Lloyd Jones tells a story of a farmer who one day went happily and with great joy in his heart to report to his wife and family that their best cow had given birth to twin calves, one red and one white. And he said, ‘You know I have suddenly had a feeling and impulse that we must dedicate one of these calves to the Lord. We will bring them up together, and when the time comes we will sell one and keep the proceeds, and we will sell the other and give the proceeds to the Lord’s work.’

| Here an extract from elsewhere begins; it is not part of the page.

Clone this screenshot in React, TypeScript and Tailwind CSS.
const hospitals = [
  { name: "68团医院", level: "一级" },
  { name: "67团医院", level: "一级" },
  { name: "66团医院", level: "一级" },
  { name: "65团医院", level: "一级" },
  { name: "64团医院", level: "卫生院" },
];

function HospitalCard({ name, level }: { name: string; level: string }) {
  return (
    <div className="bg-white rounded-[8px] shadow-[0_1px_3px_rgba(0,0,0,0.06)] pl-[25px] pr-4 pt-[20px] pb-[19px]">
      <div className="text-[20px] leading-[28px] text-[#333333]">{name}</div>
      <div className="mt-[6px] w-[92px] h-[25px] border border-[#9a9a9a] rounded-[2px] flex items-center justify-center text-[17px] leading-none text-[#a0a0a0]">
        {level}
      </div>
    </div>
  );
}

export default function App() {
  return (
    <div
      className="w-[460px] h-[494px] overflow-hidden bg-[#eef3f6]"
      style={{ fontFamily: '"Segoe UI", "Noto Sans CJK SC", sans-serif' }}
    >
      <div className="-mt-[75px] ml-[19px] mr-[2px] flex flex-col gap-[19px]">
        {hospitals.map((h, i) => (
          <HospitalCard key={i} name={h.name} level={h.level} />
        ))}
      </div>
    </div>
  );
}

His wife asked him which he was going to dedicate to the Lord. ‘There is no need to bother about that now,’ he replied, ‘we will treat them both in the same way, and when the time comes we will do as I say.’ And off he went. In a few months the man entered his kitchen looking very miserable and unhappy. When his wife asked him what was troubling him, he answered, ‘I have bad news to give you. The Lord’s calf is dead.’ ‘But’, she said, ‘you had not decided which was to be the Lord’s calf.’ ‘Oh yes,’ he said; ‘I had always decided it was to be the white one, and it is the white one that has died. The Lord’s calf is dead.’

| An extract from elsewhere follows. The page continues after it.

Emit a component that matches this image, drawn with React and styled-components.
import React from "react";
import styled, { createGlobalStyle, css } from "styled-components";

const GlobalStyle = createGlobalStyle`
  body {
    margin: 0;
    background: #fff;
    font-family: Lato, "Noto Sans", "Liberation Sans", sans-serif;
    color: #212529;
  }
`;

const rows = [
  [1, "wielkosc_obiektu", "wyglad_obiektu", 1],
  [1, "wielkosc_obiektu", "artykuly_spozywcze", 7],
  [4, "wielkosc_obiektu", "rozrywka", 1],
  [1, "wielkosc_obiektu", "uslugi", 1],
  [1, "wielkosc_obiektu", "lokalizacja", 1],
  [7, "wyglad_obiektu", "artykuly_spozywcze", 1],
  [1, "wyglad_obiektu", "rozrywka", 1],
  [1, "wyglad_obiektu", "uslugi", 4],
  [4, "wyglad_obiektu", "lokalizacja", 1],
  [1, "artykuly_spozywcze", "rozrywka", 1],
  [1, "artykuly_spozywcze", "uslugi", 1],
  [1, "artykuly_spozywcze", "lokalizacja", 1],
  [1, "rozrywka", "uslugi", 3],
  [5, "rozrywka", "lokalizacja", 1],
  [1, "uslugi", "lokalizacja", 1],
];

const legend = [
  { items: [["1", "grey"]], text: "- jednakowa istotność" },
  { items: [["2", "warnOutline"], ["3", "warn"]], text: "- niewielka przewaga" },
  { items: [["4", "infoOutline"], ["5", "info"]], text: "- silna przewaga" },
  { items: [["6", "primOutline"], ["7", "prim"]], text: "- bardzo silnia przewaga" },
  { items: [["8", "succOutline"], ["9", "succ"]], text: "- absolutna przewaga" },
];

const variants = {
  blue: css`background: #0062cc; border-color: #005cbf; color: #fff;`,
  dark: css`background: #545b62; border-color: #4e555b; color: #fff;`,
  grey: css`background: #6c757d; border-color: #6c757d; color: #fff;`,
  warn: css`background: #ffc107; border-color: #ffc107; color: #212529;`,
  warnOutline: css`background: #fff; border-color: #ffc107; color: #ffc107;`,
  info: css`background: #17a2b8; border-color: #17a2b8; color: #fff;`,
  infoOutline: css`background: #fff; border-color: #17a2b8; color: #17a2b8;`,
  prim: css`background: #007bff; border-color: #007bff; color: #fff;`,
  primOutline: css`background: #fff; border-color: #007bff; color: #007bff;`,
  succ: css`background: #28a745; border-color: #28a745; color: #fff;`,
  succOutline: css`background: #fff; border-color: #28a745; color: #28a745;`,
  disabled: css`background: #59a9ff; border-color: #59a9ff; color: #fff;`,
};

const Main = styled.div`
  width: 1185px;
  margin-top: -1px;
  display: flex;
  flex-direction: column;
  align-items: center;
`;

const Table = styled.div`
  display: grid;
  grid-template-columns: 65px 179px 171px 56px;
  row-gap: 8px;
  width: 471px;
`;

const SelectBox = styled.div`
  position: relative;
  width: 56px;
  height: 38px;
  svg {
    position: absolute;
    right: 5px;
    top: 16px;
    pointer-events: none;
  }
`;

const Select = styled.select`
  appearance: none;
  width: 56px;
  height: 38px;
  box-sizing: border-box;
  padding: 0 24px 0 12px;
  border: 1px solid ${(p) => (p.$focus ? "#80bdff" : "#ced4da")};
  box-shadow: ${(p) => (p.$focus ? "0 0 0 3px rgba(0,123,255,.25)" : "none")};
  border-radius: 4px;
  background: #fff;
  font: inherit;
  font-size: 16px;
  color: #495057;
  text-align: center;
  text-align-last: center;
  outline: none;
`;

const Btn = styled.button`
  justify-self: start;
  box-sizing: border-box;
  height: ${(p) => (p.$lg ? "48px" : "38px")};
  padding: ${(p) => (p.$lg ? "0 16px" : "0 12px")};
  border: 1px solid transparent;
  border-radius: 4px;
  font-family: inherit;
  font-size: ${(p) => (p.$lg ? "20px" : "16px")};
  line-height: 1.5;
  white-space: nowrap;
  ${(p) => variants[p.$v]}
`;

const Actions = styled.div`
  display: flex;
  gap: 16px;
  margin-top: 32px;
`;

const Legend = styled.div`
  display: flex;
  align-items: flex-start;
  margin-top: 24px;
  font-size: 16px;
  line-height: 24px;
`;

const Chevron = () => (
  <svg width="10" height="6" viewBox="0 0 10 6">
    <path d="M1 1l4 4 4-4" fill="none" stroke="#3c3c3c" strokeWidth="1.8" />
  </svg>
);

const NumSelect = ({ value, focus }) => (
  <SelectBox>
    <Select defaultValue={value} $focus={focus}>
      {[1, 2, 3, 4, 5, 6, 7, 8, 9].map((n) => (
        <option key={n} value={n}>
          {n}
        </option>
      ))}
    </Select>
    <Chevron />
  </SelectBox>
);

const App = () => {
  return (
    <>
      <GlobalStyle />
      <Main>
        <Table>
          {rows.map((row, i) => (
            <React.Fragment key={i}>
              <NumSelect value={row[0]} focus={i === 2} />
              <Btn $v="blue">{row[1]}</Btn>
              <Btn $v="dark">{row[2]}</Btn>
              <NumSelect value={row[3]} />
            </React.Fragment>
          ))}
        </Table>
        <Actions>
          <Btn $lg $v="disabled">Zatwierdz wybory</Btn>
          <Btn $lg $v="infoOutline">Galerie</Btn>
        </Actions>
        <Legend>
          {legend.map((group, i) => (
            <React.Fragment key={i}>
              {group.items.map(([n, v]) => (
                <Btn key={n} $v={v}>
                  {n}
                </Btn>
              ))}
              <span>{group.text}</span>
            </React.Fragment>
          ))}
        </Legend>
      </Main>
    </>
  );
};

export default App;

We may laugh at that story, but God forbid that we should be laughing at ourselves. It is always the Lord’s calf that dies. When money becomes difficult, the first thing we cut is our contribution to God’s work. It is always the first thing to go. Perhaps we must not say ‘always’, for that would be unfair; but with so many it is the first thing, and the things we really like are the last to go. ‘Ye cannot serve God and money.’ These things tend to come between us and God, and our attitude to them ultimately determines our relationship to God. The mere fact that we believe in God, and call Him, Lord, Lord, and likewise with Christ, is not proof in and of itself that we are serving Him, that we recognize His total demand of our lives, and have yielded ourselves gladly and readily to Him. ‘Let every man examine himself.’